━━━━━ DATA ━━━━━

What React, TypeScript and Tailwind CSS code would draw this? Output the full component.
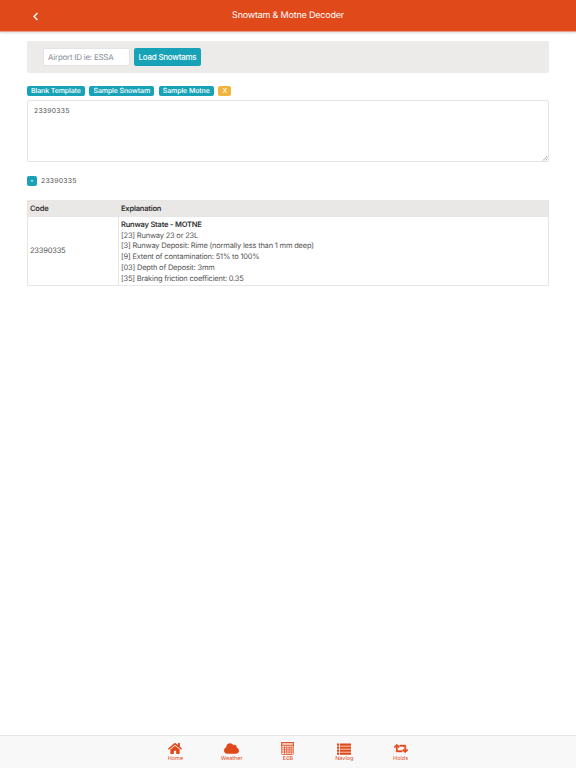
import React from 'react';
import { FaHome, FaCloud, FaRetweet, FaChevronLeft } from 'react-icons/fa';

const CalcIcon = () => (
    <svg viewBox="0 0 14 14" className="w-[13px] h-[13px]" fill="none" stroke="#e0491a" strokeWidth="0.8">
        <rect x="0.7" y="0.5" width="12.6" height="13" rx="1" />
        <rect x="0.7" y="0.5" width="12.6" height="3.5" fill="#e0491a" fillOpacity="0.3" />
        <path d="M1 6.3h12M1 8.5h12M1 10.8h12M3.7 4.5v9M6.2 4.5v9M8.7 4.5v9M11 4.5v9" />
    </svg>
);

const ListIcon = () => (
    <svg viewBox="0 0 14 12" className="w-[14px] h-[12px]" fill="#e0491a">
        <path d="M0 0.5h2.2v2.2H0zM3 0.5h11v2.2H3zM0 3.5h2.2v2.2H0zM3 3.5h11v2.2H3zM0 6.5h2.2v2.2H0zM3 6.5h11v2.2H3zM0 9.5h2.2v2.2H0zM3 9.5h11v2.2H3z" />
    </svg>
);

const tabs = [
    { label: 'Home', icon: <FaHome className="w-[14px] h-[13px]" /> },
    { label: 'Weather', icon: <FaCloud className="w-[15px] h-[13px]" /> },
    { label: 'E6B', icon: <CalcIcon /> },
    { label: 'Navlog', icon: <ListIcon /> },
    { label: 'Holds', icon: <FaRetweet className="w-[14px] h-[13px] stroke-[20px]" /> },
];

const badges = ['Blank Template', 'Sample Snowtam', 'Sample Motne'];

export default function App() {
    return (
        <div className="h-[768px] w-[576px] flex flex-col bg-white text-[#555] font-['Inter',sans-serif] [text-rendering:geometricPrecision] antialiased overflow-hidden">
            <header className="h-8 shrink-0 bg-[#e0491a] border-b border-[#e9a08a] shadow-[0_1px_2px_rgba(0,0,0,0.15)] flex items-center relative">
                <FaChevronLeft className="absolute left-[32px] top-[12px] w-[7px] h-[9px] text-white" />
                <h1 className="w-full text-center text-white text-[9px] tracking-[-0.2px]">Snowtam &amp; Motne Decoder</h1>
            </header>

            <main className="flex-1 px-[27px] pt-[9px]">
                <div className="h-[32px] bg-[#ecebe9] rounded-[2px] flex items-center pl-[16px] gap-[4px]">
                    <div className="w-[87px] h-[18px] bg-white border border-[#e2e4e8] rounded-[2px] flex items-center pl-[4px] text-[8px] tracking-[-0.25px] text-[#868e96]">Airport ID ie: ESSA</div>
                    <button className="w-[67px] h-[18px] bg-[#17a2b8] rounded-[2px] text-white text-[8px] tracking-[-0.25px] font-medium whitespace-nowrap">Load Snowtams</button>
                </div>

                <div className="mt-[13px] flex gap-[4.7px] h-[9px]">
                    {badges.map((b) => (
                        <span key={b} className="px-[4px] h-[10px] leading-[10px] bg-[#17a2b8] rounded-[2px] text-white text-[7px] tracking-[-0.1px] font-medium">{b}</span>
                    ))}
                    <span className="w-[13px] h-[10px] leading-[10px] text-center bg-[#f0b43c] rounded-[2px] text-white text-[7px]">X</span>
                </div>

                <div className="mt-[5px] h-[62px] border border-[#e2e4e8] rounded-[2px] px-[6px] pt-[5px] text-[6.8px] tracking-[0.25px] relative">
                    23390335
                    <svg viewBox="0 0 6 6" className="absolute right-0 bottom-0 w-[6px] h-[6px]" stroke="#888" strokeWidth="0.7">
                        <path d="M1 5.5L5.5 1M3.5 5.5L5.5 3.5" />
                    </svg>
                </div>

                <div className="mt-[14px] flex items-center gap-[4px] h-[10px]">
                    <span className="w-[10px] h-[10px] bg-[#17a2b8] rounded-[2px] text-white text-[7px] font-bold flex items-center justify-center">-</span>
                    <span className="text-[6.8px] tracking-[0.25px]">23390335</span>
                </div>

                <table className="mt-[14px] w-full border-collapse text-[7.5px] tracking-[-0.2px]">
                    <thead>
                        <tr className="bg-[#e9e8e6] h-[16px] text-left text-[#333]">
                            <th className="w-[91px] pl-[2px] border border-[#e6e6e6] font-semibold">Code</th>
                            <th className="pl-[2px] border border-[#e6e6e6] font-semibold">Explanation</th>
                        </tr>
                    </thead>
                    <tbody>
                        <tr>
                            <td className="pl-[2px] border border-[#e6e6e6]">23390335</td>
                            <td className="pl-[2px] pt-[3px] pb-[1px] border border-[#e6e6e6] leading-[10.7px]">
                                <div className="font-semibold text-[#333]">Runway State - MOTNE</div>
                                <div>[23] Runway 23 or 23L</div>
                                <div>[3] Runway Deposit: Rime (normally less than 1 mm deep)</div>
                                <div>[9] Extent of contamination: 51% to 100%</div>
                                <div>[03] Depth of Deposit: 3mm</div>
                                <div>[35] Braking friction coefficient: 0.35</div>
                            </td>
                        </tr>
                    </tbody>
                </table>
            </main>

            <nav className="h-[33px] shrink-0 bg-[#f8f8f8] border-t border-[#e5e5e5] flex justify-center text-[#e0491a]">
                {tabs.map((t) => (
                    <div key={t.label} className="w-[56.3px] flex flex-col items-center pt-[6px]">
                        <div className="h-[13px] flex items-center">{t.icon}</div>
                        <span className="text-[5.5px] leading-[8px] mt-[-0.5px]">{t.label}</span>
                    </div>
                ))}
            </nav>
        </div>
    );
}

━━━━━

§ **YOUR INSTRUCTIONS**: Leave out the pictures and retype every line above exactly.

§ **RESPONSE**:
What React, TypeScript and Tailwind CSS code would draw this? Output the full component.
import React from 'react';
import { FaHome, FaCloud, FaRetweet, FaChevronLeft } from 'react-icons/fa';

const CalcIcon = () => (
    <svg viewBox="0 0 14 14" className="w-[13px] h-[13px]" fill="none" stroke="#e0491a" strokeWidth="0.8">
        <rect x="0.7" y="0.5" width="12.6" height="13" rx="1" />
        <rect x="0.7" y="0.5" width="12.6" height="3.5" fill="#e0491a" fillOpacity="0.3" />
        <path d="M1 6.3h12M1 8.5h12M1 10.8h12M3.7 4.5v9M6.2 4.5v9M8.7 4.5v9M11 4.5v9" />
    </svg>
);

const ListIcon = () => (
    <svg viewBox="0 0 14 12" className="w-[14px] h-[12px]" fill="#e0491a">
        <path d="M0 0.5h2.2v2.2H0zM3 0.5h11v2.2H3zM0 3.5h2.2v2.2H0zM3 3.5h11v2.2H3zM0 6.5h2.2v2.2H0zM3 6.5h11v2.2H3zM0 9.5h2.2v2.2H0zM3 9.5h11v2.2H3z" />
    </svg>
);

const tabs = [
    { label: 'Home', icon: <FaHome className="w-[14px] h-[13px]" /> },
    { label: 'Weather', icon: <FaCloud className="w-[15px] h-[13px]" /> },
    { label: 'E6B', icon: <CalcIcon /> },
    { label: 'Navlog', icon: <ListIcon /> },
    { label: 'Holds', icon: <FaRetweet className="w-[14px] h-[13px] stroke-[20px]" /> },
];

const badges = ['Blank Template', 'Sample Snowtam', 'Sample Motne'];

export default function App() {
    return (
        <div className="h-[768px] w-[576px] flex flex-col bg-white text-[#555] font-['Inter',sans-serif] [text-rendering:geometricPrecision] antialiased overflow-hidden">
            <header className="h-8 shrink-0 bg-[#e0491a] border-b border-[#e9a08a] shadow-[0_1px_2px_rgba(0,0,0,0.15)] flex items-center relative">
                <FaChevronLeft className="absolute left-[32px] top-[12px] w-[7px] h-[9px] text-white" />
                <h1 className="w-full text-center text-white text-[9px] tracking-[-0.2px]">Snowtam &amp; Motne Decoder</h1>
            </header>

            <main className="flex-1 px-[27px] pt-[9px]">
                <div className="h-[32px] bg-[#ecebe9] rounded-[2px] flex items-center pl-[16px] gap-[4px]">
                    <div className="w-[87px] h-[18px] bg-white border border-[#e2e4e8] rounded-[2px] flex items-center pl-[4px] text-[8px] tracking-[-0.25px] text-[#868e96]">Airport ID ie: ESSA</div>
                    <button className="w-[67px] h-[18px] bg-[#17a2b8] rounded-[2px] text-white text-[8px] tracking-[-0.25px] font-medium whitespace-nowrap">Load Snowtams</button>
                </div>

                <div className="mt-[13px] flex gap-[4.7px] h-[9px]">
                    {badges.map((b) => (
                        <span key={b} className="px-[4px] h-[10px] leading-[10px] bg-[#17a2b8] rounded-[2px] text-white text-[7px] tracking-[-0.1px] font-medium">{b}</span>
                    ))}
                    <span className="w-[13px] h-[10px] leading-[10px] text-center bg-[#f0b43c] rounded-[2px] text-white text-[7px]">X</span>
                </div>

                <div className="mt-[5px] h-[62px] border border-[#e2e4e8] rounded-[2px] px-[6px] pt-[5px] text-[6.8px] tracking-[0.25px] relative">
                    23390335
                    <svg viewBox="0 0 6 6" className="absolute right-0 bottom-0 w-[6px] h-[6px]" stroke="#888" strokeWidth="0.7">
                        <path d="M1 5.5L5.5 1M3.5 5.5L5.5 3.5" />
                    </svg>
                </div>

                <div className="mt-[14px] flex items-center gap-[4px] h-[10px]">
                    <span className="w-[10px] h-[10px] bg-[#17a2b8] rounded-[2px] text-white text-[7px] font-bold flex items-center justify-center">-</span>
                    <span className="text-[6.8px] tracking-[0.25px]">23390335</span>
                </div>

                <table className="mt-[14px] w-full border-collapse text-[7.5px] tracking-[-0.2px]">
                    <thead>
                        <tr className="bg-[#e9e8e6] h-[16px] text-left text-[#333]">
                            <th className="w-[91px] pl-[2px] border border-[#e6e6e6] font-semibold">Code</th>
                            <th className="pl-[2px] border border-[#e6e6e6] font-semibold">Explanation</th>
                        </tr>
                    </thead>
                    <tbody>
                        <tr>
                            <td className="pl-[2px] border border-[#e6e6e6]">23390335</td>
                            <td className="pl-[2px] pt-[3px] pb-[1px] border border-[#e6e6e6] leading-[10.7px]">
                                <div className="font-semibold text-[#333]">Runway State - MOTNE</div>
                                <div>[23] Runway 23 or 23L</div>
                                <div>[3] Runway Deposit: Rime (normally less than 1 mm deep)</div>
                                <div>[9] Extent of contamination: 51% to 100%</div>
                                <div>[03] Depth of Deposit: 3mm</div>
                                <div>[35] Braking friction coefficient: 0.35</div>
                            </td>
                        </tr>
                    </tbody>
                </table>
            </main>

            <nav className="h-[33px] shrink-0 bg-[#f8f8f8] border-t border-[#e5e5e5] flex justify-center text-[#e0491a]">
                {tabs.map((t) => (
                    <div key={t.label} className="w-[56.3px] flex flex-col items-center pt-[6px]">
                        <div className="h-[13px] flex items-center">{t.icon}</div>
                        <span className="text-[5.5px] leading-[8px] mt-[-0.5px]">{t.label}</span>
                    </div>
                ))}
            </nav>
        </div>
    );
}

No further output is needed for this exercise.